Meer dan een dozijn Taliban-militanten uit het district Char Dara hebben donderdag de wapens neergelegd in de Noord-Afghaanse provincie Kunduz. Ze hebben zich aangesloten bij de regering.
De groep van 13 leden die onder leiding staat van Yar Mohammad hebben zich afgewend van de opstand, zo vertelde een functionaris van de Afghaanse veiligheidsdienst (National Security Directorate/NDS) aan het Chinese persbureau Xinhua.
De voormalige opstandelingen leverden ook negen wapens in aan de veiligheidsdiensten in de provincie.

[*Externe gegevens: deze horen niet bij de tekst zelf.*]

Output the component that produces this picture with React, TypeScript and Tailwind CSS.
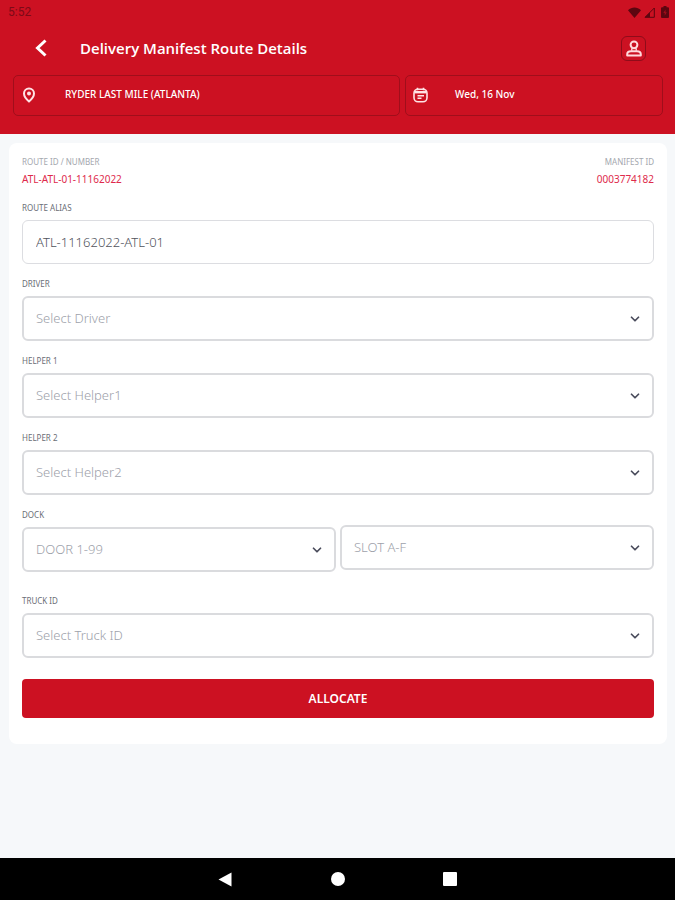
import { useState } from "react";
import { ChevronDown } from "lucide-react";

interface SelectBoxProps {
  id: string;
  placeholder: string;
  options: string[];
  label?: string;
}

const drivers = ["Driver 1", "Driver 2", "Driver 3"];
const helpers = ["Helper 1", "Helper 2", "Helper 3"];
const doors = Array.from({ length: 99 }, (_, i) => `DOOR ${i + 1}`);
const slots = ["SLOT A", "SLOT B", "SLOT C", "SLOT D", "SLOT E", "SLOT F"];
const trucks = ["Truck 1", "Truck 2"];

const labelClass = "block text-[8px] leading-4 text-[#6b6e76]";

function SelectBox({ id, placeholder, options, label }: SelectBoxProps) {
  const [value, setValue] = useState("");

  return (
    <div className="relative">
      <select
        id={id}
        aria-label={label}
        value={value}
        onChange={(e) => setValue(e.target.value)}
        className="block h-[45px] w-full appearance-none rounded-md border-2 border-[#dadbde] bg-white pr-10 pl-3 text-[13px] font-light text-[#9da1aa]"
      >
        <option value="">{placeholder}</option>
        {options.map((option) => (
          <option key={option} value={option}>
            {option}
          </option>
        ))}
      </select>
      <ChevronDown className="pointer-events-none absolute top-4 right-3 size-3.5 text-[#4a4c5c]" strokeWidth={3} />
    </div>
  );
}

function StatusBar() {
  return (
    <div className="flex h-6 items-center justify-between pr-[3px] pl-2 text-[#5c0610]">
      <span className="font-[Roboto,sans-serif] text-xs text-[#7d0a17]">5:52</span>
      <div className="flex items-center gap-[3px]">
        <svg width="13" height="11" viewBox="0 0 13 11" fill="currentColor">
          <path d="M0 3.2C3.8-.4 9.2-.4 13 3.2L6.5 11z" />
        </svg>
        <svg width="11" height="11" viewBox="0 0 11 11">
          <path d="M10.3 1v9.3H1z" fill="none" stroke="currentColor" strokeWidth="1" />
          <path d="M6 5.2v5.1H1z" fill="currentColor" />
        </svg>
        <svg width="14" height="12" viewBox="0 0 14 12">
          <path d="M5.5 0h3v1.2H10a1 1 0 0 1 1 1V11a1 1 0 0 1-1 1H4a1 1 0 0 1-1-1V2.2a1 1 0 0 1 1-1h1.5z" fill="currentColor" />
          <path d="M7.5 3.5 5.3 7h1.4v2.7L8.8 6.2H7.5z" fill="#a00d1b" />
        </svg>
      </div>
    </div>
  );
}

export default function App() {
  const [alias, setAlias] = useState("ATL-11162022-ATL-01");

  return (
    <div className="flex min-h-screen flex-col bg-[#f6f8fa] font-['Noto_Sans','Open_Sans',sans-serif]">
      <header className="bg-[#cc1122] pb-[18px] text-white">
        <StatusBar />

        <div className="mb-[3px] flex h-12 items-center pr-[29px] pl-[34px]">
          <button type="button" aria-label="Back" className="flex h-6 w-[46px] items-center">
            <svg width="14" height="18" viewBox="0 0 14 18" fill="none" stroke="currentColor" strokeWidth="3">
              <path d="M11.5 1.5 3.5 9l8 7.5" />
            </svg>
          </button>
          <h1 className="flex-1 font-['Open_Sans',sans-serif] text-[15px] leading-6 font-semibold">
            Delivery Manifest Route Details
          </h1>
          <button
            type="button"
            aria-label="Profile"
            className="flex size-[25px] items-center justify-center rounded-md border border-[#8f0c1a]"
          >
            <svg width="16" height="17" viewBox="0 0 16 17" fill="none" stroke="#ffd9dc" strokeWidth="2">
              <circle cx="8" cy="4.8" r="3.4" />
              <path d="M5.8 8.2v2.6M10.2 8.2v2.6" strokeWidth="1.4" />
              <path d="M1.2 15.5v-1.2c0-2 1.6-3.1 3.8-3.1h6c2.2 0 3.8 1.1 3.8 3.1v1.2z" strokeLinejoin="round" />
            </svg>
          </button>
        </div>

        <div className="grid grid-cols-[3fr_2fr] gap-[5px] pr-3 pl-[13px]">
          <button
            type="button"
            className="flex h-[41px] items-center rounded-[5px] border border-[#a00e1b] pb-0.5 pl-2 text-left text-[10px] font-medium"
          >
            <span className="w-[43px]">
              <svg width="14" height="16" viewBox="0 0 14 16" fill="none" stroke="#ffe3e5" strokeWidth="2">
                <path d="M7 14.5C4 12 2 9.4 2 6.6a5 5 0 0 1 10 0c0 2.8-2 5.4-5 7.9z" />
                <circle cx="7" cy="6.6" r="1" />
              </svg>
            </span>
            RYDER LAST MILE (ATLANTA)
          </button>
          <button
            type="button"
            className="flex h-[41px] items-center rounded-[5px] border border-[#a00e1b] pb-0.5 pl-[7px] text-left text-[10px] font-medium"
          >
            <span className="w-[42px]">
              <svg width="15" height="16" viewBox="0 0 15 16" fill="none" stroke="#ffe3e5" strokeWidth="1.6">
                <rect x="1" y="2.2" width="13" height="12.6" rx="4" />
                <path d="M1.5 5.2h12" strokeWidth="2.4" />
                <path d="M4.5.8v2.5M10.5.8v2.5M4.5 8.7H11M4.5 11.3h4" />
              </svg>
            </span>
            Wed, 16 Nov
          </button>
        </div>
      </header>

      <main className="flex-1 pt-[9px] pr-2 pl-[9px]">
        <form
          onSubmit={(e) => e.preventDefault()}
          className="flex flex-col gap-3 rounded-lg bg-white px-[13px] pt-[11px] pb-[26px]"
        >
          <div className="flex justify-between">
            <div>
              <p className="text-[8px] leading-4 text-[#a4a7ae]">ROUTE ID / NUMBER</p>
              <p className="text-[10px] leading-[18px] text-[#de2a4c]">ATL-ATL-01-11162022</p>
            </div>
            <div className="text-right">
              <p className="text-[8px] leading-4 text-[#a4a7ae]">MANIFEST ID</p>
              <p className="text-[10px] leading-[18px] text-[#de2a4c]">0003774182</p>
            </div>
          </div>

          <div className="space-y-1">
            <label htmlFor="alias" className={labelClass}>ROUTE ALIAS</label>
            <input
              id="alias"
              type="text"
              value={alias}
              onChange={(e) => setAlias(e.target.value)}
              className="block h-11 w-full rounded-md border border-[#dcdde1] px-[13px] text-[13px] font-light text-[#50535b]"
            />
          </div>

          <div className="space-y-1">
            <label htmlFor="driver" className={labelClass}>DRIVER</label>
            <SelectBox id="driver" placeholder="Select Driver" options={drivers} />
          </div>

          <div className="space-y-1">
            <label htmlFor="helper1" className={labelClass}>HELPER 1</label>
            <SelectBox id="helper1" placeholder="Select Helper1" options={helpers} />
          </div>

          <div className="space-y-1">
            <label htmlFor="helper2" className={labelClass}>HELPER 2</label>
            <SelectBox id="helper2" placeholder="Select Helper2" options={helpers} />
          </div>

          <div className="grid grid-cols-2 gap-1 pb-[9px]">
            <div className="space-y-1">
              <label htmlFor="door" className={labelClass}>DOCK</label>
              <SelectBox id="door" placeholder="DOOR 1-99" options={doors} />
            </div>
            <div className="pt-[18px]">
              <SelectBox id="slot" label="Slot" placeholder="SLOT A-F" options={slots} />
            </div>
          </div>

          <div className="space-y-1">
            <label htmlFor="truck" className={labelClass}>TRUCK ID</label>
            <SelectBox id="truck" placeholder="Select Truck ID" options={trucks} />
          </div>

          <button
            type="submit"
            className="mt-[9px] h-[39px] rounded bg-[#cc1122] text-xs font-semibold text-white"
          >
            ALLOCATE
          </button>
        </form>
      </main>

      {/* System navigation */}
      <nav className="flex h-[42px] items-center justify-center gap-[98px] bg-black">
        <button type="button" aria-label="Back">
          <svg width="15" height="15" viewBox="0 0 15 15" fill="white">
            <path d="M13.5.5v14L.5 7.5z" />
          </svg>
        </button>
        <button type="button" aria-label="Home" className="size-3.5 rounded-full bg-white" />
        <button type="button" aria-label="Recent apps" className="size-3.5 rounded-[1px] bg-white" />
      </nav>
    </div>
  );
}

In delen van noordelijke provincies zoals Kunduz, Baghlan en Takhar vechten Taliban tegen Afghaanse en NAVO-troepen.
Maar de militante groep die op 30 april het lenteoffensief aankondigde tegen de Afghaanse en buitenlandse strijdkrachten moet nog commentaar geven, aldus Xinhua.
Het lenteoffensief werd ook afgekondigd door de hoogste Taliban-leiding, en niet door plaatselijke opstandelingengroepen.

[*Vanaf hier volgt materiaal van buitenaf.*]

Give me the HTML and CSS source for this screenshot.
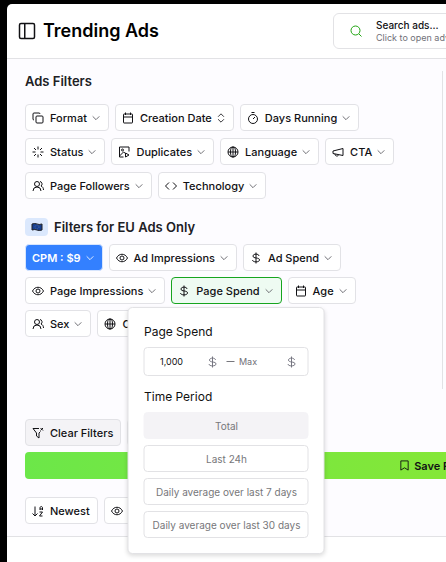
FILE: index.html
```html
<!DOCTYPE html>
<html lang="en">
<head>
<meta charset="utf-8">
<title>Trending Ads</title>
<link rel="stylesheet" href="styles.css">
</head>
<body>
<svg class="sprite" aria-hidden="true">
  <symbol id="chevron" viewBox="0 0 24 24"><path d="m4 8 8 8 8-8"/></symbol>
  <symbol id="copy" viewBox="0 0 24 24"><rect x="8" y="8" width="14" height="14" rx="2"/><path d="M4 16a2 2 0 0 1-2-2V4a2 2 0 0 1 2-2h10a2 2 0 0 1 2 2"/></symbol>
  <symbol id="calendar" viewBox="0 0 24 24"><path d="M7 1v5M17 1v5M3 10h18"/><rect x="3" y="4" width="18" height="18" rx="1"/></symbol>
  <symbol id="sort" viewBox="0 0 24 24"><path d="m5 9 7-7 7 7M5 15l7 7 7-7"/></symbol>
  <symbol id="timer" viewBox="0 0 24 24"><path d="M9 1h6M12 14l4-4"/><circle cx="12" cy="14" r="9"/></symbol>
  <symbol id="loader" viewBox="0 0 24 24"><path d="M12 1v6M12 17v6M1 12h6M17 12h6M4 4l4 4M16 16l4 4M4 20l4-4M16 8l4-4"/></symbol>
  <symbol id="media" viewBox="0 0 24 24"><path d="M11 22H3V2h19v9M3 20l8-8 3 2"/><circle cx="9" cy="8" r="2"/><path d="m15 14 7 4-7 4z"/></symbol>
  <symbol id="globe" viewBox="0 0 24 24"><circle cx="12" cy="12" r="10"/><ellipse cx="12" cy="12" rx="5" ry="10"/><path d="M2 12h20M12 2v20"/></symbol>
  <symbol id="megaphone" viewBox="0 0 24 24"><path d="m2 10 20-5v14L2 15zM6 16c0 5 6 5 7 2"/></symbol>
  <symbol id="users" viewBox="0 0 24 24"><circle cx="10" cy="8" r="5"/><path d="M2 22a8 8 0 0 1 16 0M16 3a5 5 0 0 1 2 9c3 1 5 4 5 8"/></symbol>
  <symbol id="code" viewBox="0 0 24 24"><path d="m8 5-7 7 7 7M16 5l7 7-7 7"/></symbol>
  <symbol id="eye" viewBox="0 0 24 24"><path d="M1 12c5-10 17-10 22 0-5 10-17 10-22 0z"/><circle cx="12" cy="12" r="4"/></symbol>
  <symbol id="dollar" viewBox="0 0 24 24"><path d="M12 1v22M18 8c0-5-12-5-12 0 0 6 13 2 13 8 0 5-14 5-14 0"/></symbol>
  <symbol id="clear" viewBox="0 0 24 24"><path d="M14 3H2l7 9v6l5 4V12l3-3M17 2l5 5M22 2l-5 5"/></symbol>
  <symbol id="sort-az" viewBox="0 0 24 24"><path d="m1 17 5 5 5-5M6 22V3M16 10V6c0-4 5-4 5 0v4M16 8h5M15 14h6l-6 8h6"/></symbol>
  <symbol id="bookmark" viewBox="0 0 24 24"><path d="M4 2h16v20l-8-5-8 5z"/></symbol>
  <symbol id="search" viewBox="0 0 24 24"><circle cx="11" cy="11" r="9"/><path d="m18 18 5 5"/></symbol>
  <symbol id="panel" viewBox="0 0 24 24"><rect x="2" y="2" width="20" height="20" rx="2"/><path d="M9 2v20"/></symbol>
</svg>
<div class="app">
  <header class="topbar">
    <button class="toggle" aria-label="Toggle sidebar"><svg><use href="#panel"/></svg></button>
    <h1>Trending Ads</h1>
    <button class="search">
      <svg><use href="#search"/></svg>
      <span class="search-text"><strong>Search ads...</strong><small>Click to open advanced search</small></span>
    </button>
  </header>
  <main class="filters">
    <div class="groups">
      <section class="group">
        <h2>Ads Filters</h2>
        <div class="rows">
          <div class="row">
            <button class="pill"><svg class="icon"><use href="#copy"/></svg>Format<svg class="chev"><use href="#chevron"/></svg></button>
            <button class="pill"><svg class="icon"><use href="#calendar"/></svg>Creation Date<svg class="chev dark"><use href="#sort"/></svg></button>
            <button class="pill"><svg class="icon"><use href="#timer"/></svg>Days Running<svg class="chev"><use href="#chevron"/></svg></button>
          </div>
          <div class="row">
            <button class="pill"><svg class="icon"><use href="#loader"/></svg>Status<svg class="chev"><use href="#chevron"/></svg></button>
            <button class="pill"><svg class="icon"><use href="#media"/></svg>Duplicates<svg class="chev"><use href="#chevron"/></svg></button>
            <button class="pill"><svg class="icon"><use href="#globe"/></svg>Language<svg class="chev"><use href="#chevron"/></svg></button>
            <button class="pill"><svg class="icon"><use href="#megaphone"/></svg>CTA<svg class="chev"><use href="#chevron"/></svg></button>
          </div>
          <div class="row">
            <button class="pill"><svg class="icon"><use href="#users"/></svg>Page Followers<svg class="chev"><use href="#chevron"/></svg></button>
            <button class="pill"><svg class="icon"><use href="#code"/></svg>Technology<svg class="chev"><use href="#chevron"/></svg></button>
          </div>
        </div>
      </section>
      <section class="group eu">
        <h2><span class="flag"><svg viewBox="0 0 12 8"><path fill="#173f91" d="M1 1q3-1 5 0t5 0v6q-3 1-5 0T1 7z"/><circle cx="6" cy="4" r="2" fill="none" stroke="#53699a" stroke-dasharray="1 1"/></svg></span>Filters for EU Ads Only</h2>
        <div class="rows tight">
          <div class="row">
            <button class="pill primary">CPM : $9<svg class="chev"><use href="#chevron"/></svg></button>
            <button class="pill"><svg class="icon"><use href="#eye"/></svg>Ad Impressions<svg class="chev"><use href="#chevron"/></svg></button>
            <button class="pill"><svg class="icon"><use href="#dollar"/></svg>Ad Spend<svg class="chev"><use href="#chevron"/></svg></button>
          </div>
          <div class="row">
            <button class="pill"><svg class="icon"><use href="#eye"/></svg>Page Impressions<svg class="chev"><use href="#chevron"/></svg></button>
            <div class="anchor">
              <button class="pill active" aria-expanded="true"><svg class="icon"><use href="#dollar"/></svg>Page Spend<svg class="chev"><use href="#chevron"/></svg></button>
              <div class="popover">
                <h3>Page Spend</h3>
                <div class="range">
                  <input type="text" value="1,000" aria-label="Minimum page spend"><svg><use href="#dollar"/></svg>
                  <span class="dash"></span>
                  <input type="text" placeholder="Max" aria-label="Maximum page spend"><svg><use href="#dollar"/></svg>
                </div>
                <h3>Time Period</h3>
                <div class="periods">
                  <button class="selected">Total</button>
                  <button>Last 24h</button>
                  <button>Daily average over last 7 days</button>
                  <button>Daily average over last 30 days</button>
                </div>
              </div>
            </div>
            <button class="pill"><svg class="icon"><use href="#calendar"/></svg>Age<svg class="chev"><use href="#chevron"/></svg></button>
          </div>
          <div class="row">
            <button class="pill"><svg class="icon"><use href="#users"/></svg>Sex<svg class="chev"><use href="#chevron"/></svg></button>
            <button class="pill"><svg class="icon"><use href="#globe"/></svg>Country<svg class="chev"><use href="#chevron"/></svg></button>
          </div>
        </div>
      </section>
    </div>
    <div class="row actions">
      <button class="pill muted"><svg class="icon"><use href="#clear"/></svg>Clear Filters</button>
      <button class="pill muted">Presets</button>
    </div>
    <button class="save"><svg><use href="#bookmark"/></svg>Save Filters</button>
    <div class="row sorting">
      <button class="pill"><svg class="icon"><use href="#sort-az"/></svg>Newest</button>
      <button class="pill"><svg class="icon"><use href="#eye"/></svg>Views</button>
    </div>
  </main>
</div>
</body>
</html>
```

FILE: styles.css
```css
* { box-sizing: border-box; }
body {
  margin: 0;
  background: #000;
  color: #111114;
  font-family: Inter, "Liberation Sans", sans-serif;
  font-size: 11px;
  overflow: hidden;
}
button, input { font: inherit; color: inherit; margin: 0; }
h1, h2, h3 { margin: 0; }
svg { fill: none; stroke: currentColor; stroke-width: 2; flex: none; }
.sprite { position: absolute; width: 0; height: 0; }
.app {
  margin: 4px 0 0 7px;
  min-height: calc(100vh - 4px);
  background: #fff;
  border-top-left-radius: 5px;
  overflow: hidden;
}
.topbar {
  display: flex;
  align-items: center;
  height: 55px;
  padding-left: 11px;
  border-bottom: 1px solid #e2e2e5;
}
.toggle { display: flex; padding: 0; border: 0; background: none; }
.toggle svg { width: 18px; height: 18px; }
h1 { margin-left: 7px; font-size: 18px; line-height: 24px; font-weight: 600; color: #000; white-space: nowrap; }
.search {
  display: flex;
  align-items: center;
  gap: 14px;
  flex: none;
  width: 260px;
  height: 36px;
  margin-left: auto;
  margin-right: -147px;
  padding: 0 16px;
  border: 1px solid #e2e2e5;
  border-radius: 6px;
  background: #fff;
  text-align: left;
  white-space: nowrap;
}
.search svg { width: 12px; height: 12px; color: #1fa511; }
.search-text { display: flex; flex-direction: column; }
.search strong { font-size: 10px; line-height: 14px; font-weight: 500; }
.search small { font-size: 9px; line-height: 12px; color: #707078; }
.filters {
  padding: 12px 0 12px 18px;
  background: #fdfcff;
  border-bottom: 1px solid #e2e2e5;
}
.groups { height: 318px; margin-right: 3px; border-right: 1px solid #e2e2e5; }
h2 { display: flex; align-items: center; gap: 6px; font-size: 13px; line-height: 20px; font-weight: 600; color: #202024; }
.rows { display: flex; flex-direction: column; gap: 7px; margin-top: 13px; }
.rows.tight { gap: 6px; margin-top: 7px; }
.eu { margin-top: 18px; }
.flag { display: flex; align-items: center; justify-content: center; width: 23px; height: 18px; border-radius: 4px; background: #dbe8fd; }
.flag svg { width: 12px; height: 8px; stroke-width: 1; }
.row { display: flex; gap: 6px; }
.pill {
  display: flex;
  align-items: center;
  gap: 6px;
  flex: none;
  height: 27px;
  padding: 0 7px 0 6px;
  border: 1px solid #e2e2e6;
  border-radius: 4px;
  background: #fff;
  font-weight: 500;
  white-space: nowrap;
}
.icon { width: 12px; height: 12px; }
.chev { width: 10px; height: 10px; margin-left: -2px; color: #55555c; }
.chev.dark { color: #111114; }
.primary { background: #3380ff; border-color: #d7e5fd; color: #fff; font-weight: 600; }
.primary .chev { color: #fff; }
.active { background: #eefbf2; border-color: #17a51f; }
.muted { background: #f4f3f6; }
.anchor { position: relative; }
.popover {
  position: absolute;
  z-index: 1;
  top: calc(100% + 3px);
  left: 50%;
  transform: translateX(-50%);
  width: 197px;
  padding: 15px;
  border: 1px solid #e2e2e5;
  border-radius: 5px;
  background: #fff;
  box-shadow: 0 2px 4px #0002;
}
h3 { font-size: 12px; line-height: 18px; font-weight: 400; color: #111; }
.range {
  display: flex;
  align-items: center;
  height: 29px;
  margin: 6px 0 12px;
  padding: 0 10px 0 15px;
  border: 1px solid #e2e2e5;
  border-radius: 4px;
}
.range input { flex: 1; min-width: 0; padding: 0; border: 0; background: none; outline: 0; font-size: 9px; }
.range input::placeholder { color: #707078; opacity: 1; }
.range svg { width: 12px; height: 12px; color: #777782; }
.dash { width: 8px; height: 1px; margin: 0 4px 0 8px; background: #77777d; }
.periods { display: flex; flex-direction: column; gap: 6px; margin-top: 6px; }
.periods button {
  height: 27px;
  padding: 0;
  border: 1px solid #e2e2e5;
  border-radius: 4px;
  background: #fff;
  color: #77777a;
  font-size: 10px;
  white-space: nowrap;
}
.periods .selected { background: #f4f3f6; border-color: #f4f3f6; }
.actions { margin-top: 30px; }
.save {
  display: flex;
  align-items: center;
  justify-content: center;
  gap: 4px;
  width: 196%;
  height: 27px;
  margin-top: 6px;
  padding: 0;
  border: 0;
  border-radius: 4px;
  background: linear-gradient(90deg, #6ce749, #84e738 50%, #9ae728);
  font-weight: 600;
}
.save svg { width: 11px; height: 11px; }
.sorting { margin-top: 18px; }
```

President Karzai heeft in september 2010 in een poging om een eind te maken aan de al 10 jaar durende oorlog en de door de Taliban geleide opstand een Hoge Raad voor Vrede (High Council for Peace) opgezet.
Deze Raad is bedoeld om meer vaart te geven aan het door de regering gesteunde nationale verzoeningsproces met de Taliban en aangesloten militanten.
Opstandelingen die zich aansluiten bij de regering en geweld afzweren kunnen re-integreren in de Afghaanse samenleving.
De commandanten die zich overgeven lopen wel gevaar. De afgelopen maanden zijn zeker vier Taliban-leiders die zich hadden aangesloten bij de regering in Kunduz door hun voormalige medeopstandelingen vermoord.
Vorige maand vroegen voormalige Taliban dan ook om betere bescherming van de Afghaanse overheid.